• **Given data**:
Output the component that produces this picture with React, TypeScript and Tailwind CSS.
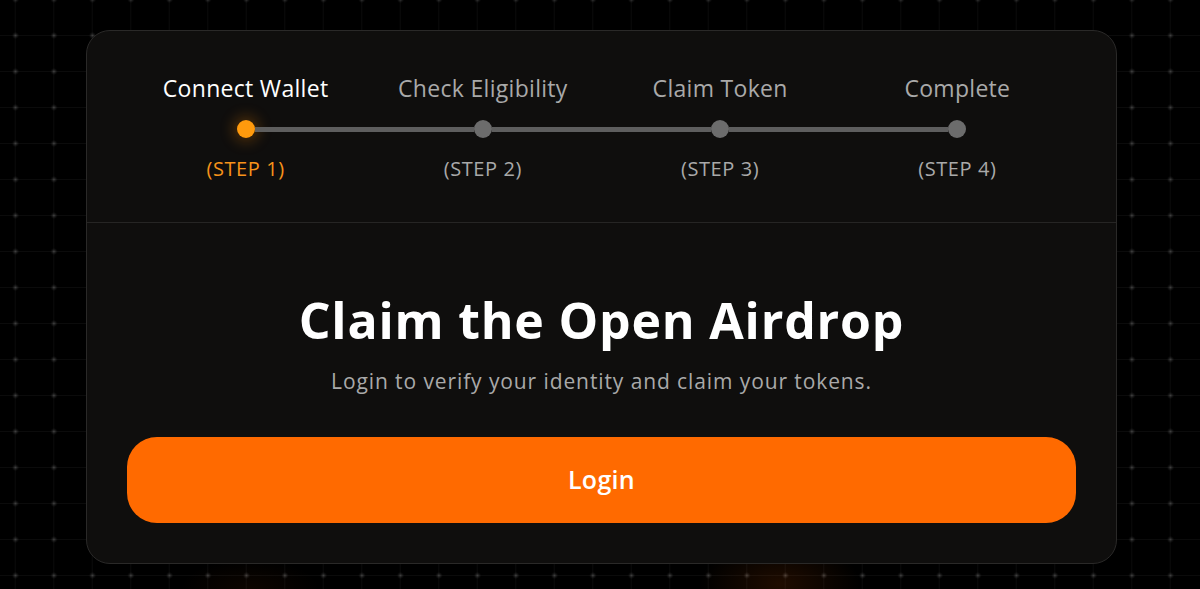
import React from "react";

const steps = [
  { label: "Connect Wallet", step: "(STEP 1)", active: true },
  { label: "Check Eligibility", step: "(STEP 2)", active: false },
  { label: "Claim Token", step: "(STEP 3)", active: false },
  { label: "Complete", step: "(STEP 4)", active: false },
];

export default function App() {
  return (
    <div
      className="relative min-h-[589px] w-full overflow-hidden bg-black pt-[30px] font-['Open_Sans',_'Noto_Sans',_sans-serif] bg-[radial-gradient(circle_at_19.5px_18.5px,rgba(255,255,255,0.2)_0px,rgba(255,255,255,0.07)_2px,transparent_3.5px),linear-gradient(to_right,transparent_19px,rgba(255,255,255,0.045)_19px,rgba(255,255,255,0.045)_20px,transparent_20px),linear-gradient(to_bottom,transparent_18px,rgba(255,255,255,0.045)_18px,rgba(255,255,255,0.045)_19px,transparent_19px)] [background-size:38.5px_36px] [background-position:-4px_17px]"
    >
      <div className="pointer-events-none absolute bottom-[-40px] left-[700px] h-[90px] w-[160px] rounded-full bg-[radial-gradient(closest-side,rgba(255,100,0,0.12),transparent)]" />
      <div className="pointer-events-none absolute bottom-[-30px] left-[180px] h-[60px] w-[140px] rounded-full bg-[radial-gradient(closest-side,rgba(255,100,0,0.05),transparent)]" />
      <div className="relative ml-[86px] w-[1031px] rounded-[24px] border border-[#2a2928] bg-[#0f0e0d]">
        <div className="grid grid-cols-4 border-b border-[#262524] px-10 pb-[41px] pt-[43px]">
          {steps.map((s, i) => (
            <div key={s.label} className="flex flex-col items-center">
              <div
                className={`whitespace-nowrap text-[23px] leading-[28px] tracking-[0.3px] ${
                  s.active ? "text-white" : "text-[#a9a9a9]"
                }`}
              >
                {s.label}
              </div>
              <div className="mt-[18px] flex h-[18px] w-full items-center">
                <div className={`h-[5px] flex-1 ${i === 0 ? "bg-transparent" : "bg-[#5e5e5e]"}`} />
                <div
                  className={`h-[18px] w-[18px] shrink-0 rounded-full ${
                    s.active
                      ? "bg-[#ff9a0d] shadow-[0_0_14px_4px_rgba(255,140,0,0.25)]"
                      : "bg-[#6c6c6c]"
                  }`}
                />
                <div className={`h-[5px] flex-1 ${i === 3 ? "bg-transparent" : "bg-[#5e5e5e]"}`} />
              </div>
              <div
                className={`mt-[19px] text-[20px] leading-[24px] tracking-[0.6px] ${
                  s.active ? "text-[#f7931a]" : "text-[#a9a9a9]"
                }`}
              >
                {s.step}
              </div>
            </div>
          ))}
        </div>
        <div className="flex flex-col items-center px-10 pb-10 pt-[68px]">
          <h1 className="text-[50px] font-bold leading-[58px] tracking-[0.8px] text-white">
            Claim the Open Airdrop
          </h1>
          <p className="mt-[18px] text-[21px] leading-[28px] tracking-[0.9px] text-[#a9a9a9]">
            Login to verify your identity and claim your tokens.
          </p>
          <button className="mt-[42px] flex h-[86px] w-full items-center justify-center rounded-[30px] bg-[#ff6a00] text-[25px] font-semibold tracking-[0.3px] text-white">
            Login
          </button>
        </div>
      </div>
    </div>
  );
}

• **To be done**:
Repeat the material above in full and exactly, apart from the pictures.

• **Exercise output**:
Output the component that produces this picture with React, TypeScript and Tailwind CSS.
import React from "react";

const steps = [
  { label: "Connect Wallet", step: "(STEP 1)", active: true },
  { label: "Check Eligibility", step: "(STEP 2)", active: false },
  { label: "Claim Token", step: "(STEP 3)", active: false },
  { label: "Complete", step: "(STEP 4)", active: false },
];

export default function App() {
  return (
    <div
      className="relative min-h-[589px] w-full overflow-hidden bg-black pt-[30px] font-['Open_Sans',_'Noto_Sans',_sans-serif] bg-[radial-gradient(circle_at_19.5px_18.5px,rgba(255,255,255,0.2)_0px,rgba(255,255,255,0.07)_2px,transparent_3.5px),linear-gradient(to_right,transparent_19px,rgba(255,255,255,0.045)_19px,rgba(255,255,255,0.045)_20px,transparent_20px),linear-gradient(to_bottom,transparent_18px,rgba(255,255,255,0.045)_18px,rgba(255,255,255,0.045)_19px,transparent_19px)] [background-size:38.5px_36px] [background-position:-4px_17px]"
    >
      <div className="pointer-events-none absolute bottom-[-40px] left-[700px] h-[90px] w-[160px] rounded-full bg-[radial-gradient(closest-side,rgba(255,100,0,0.12),transparent)]" />
      <div className="pointer-events-none absolute bottom-[-30px] left-[180px] h-[60px] w-[140px] rounded-full bg-[radial-gradient(closest-side,rgba(255,100,0,0.05),transparent)]" />
      <div className="relative ml-[86px] w-[1031px] rounded-[24px] border border-[#2a2928] bg-[#0f0e0d]">
        <div className="grid grid-cols-4 border-b border-[#262524] px-10 pb-[41px] pt-[43px]">
          {steps.map((s, i) => (
            <div key={s.label} className="flex flex-col items-center">
              <div
                className={`whitespace-nowrap text-[23px] leading-[28px] tracking-[0.3px] ${
                  s.active ? "text-white" : "text-[#a9a9a9]"
                }`}
              >
                {s.label}
              </div>
              <div className="mt-[18px] flex h-[18px] w-full items-center">
                <div className={`h-[5px] flex-1 ${i === 0 ? "bg-transparent" : "bg-[#5e5e5e]"}`} />
                <div
                  className={`h-[18px] w-[18px] shrink-0 rounded-full ${
                    s.active
                      ? "bg-[#ff9a0d] shadow-[0_0_14px_4px_rgba(255,140,0,0.25)]"
                      : "bg-[#6c6c6c]"
                  }`}
                />
                <div className={`h-[5px] flex-1 ${i === 3 ? "bg-transparent" : "bg-[#5e5e5e]"}`} />
              </div>
              <div
                className={`mt-[19px] text-[20px] leading-[24px] tracking-[0.6px] ${
                  s.active ? "text-[#f7931a]" : "text-[#a9a9a9]"
                }`}
              >
                {s.step}
              </div>
            </div>
          ))}
        </div>
        <div className="flex flex-col items-center px-10 pb-10 pt-[68px]">
          <h1 className="text-[50px] font-bold leading-[58px] tracking-[0.8px] text-white">
            Claim the Open Airdrop
          </h1>
          <p className="mt-[18px] text-[21px] leading-[28px] tracking-[0.9px] text-[#a9a9a9]">
            Login to verify your identity and claim your tokens.
          </p>
          <button className="mt-[42px] flex h-[86px] w-full items-center justify-center rounded-[30px] bg-[#ff6a00] text-[25px] font-semibold tracking-[0.3px] text-white">
            Login
          </button>
        </div>
      </div>
    </div>
  );
}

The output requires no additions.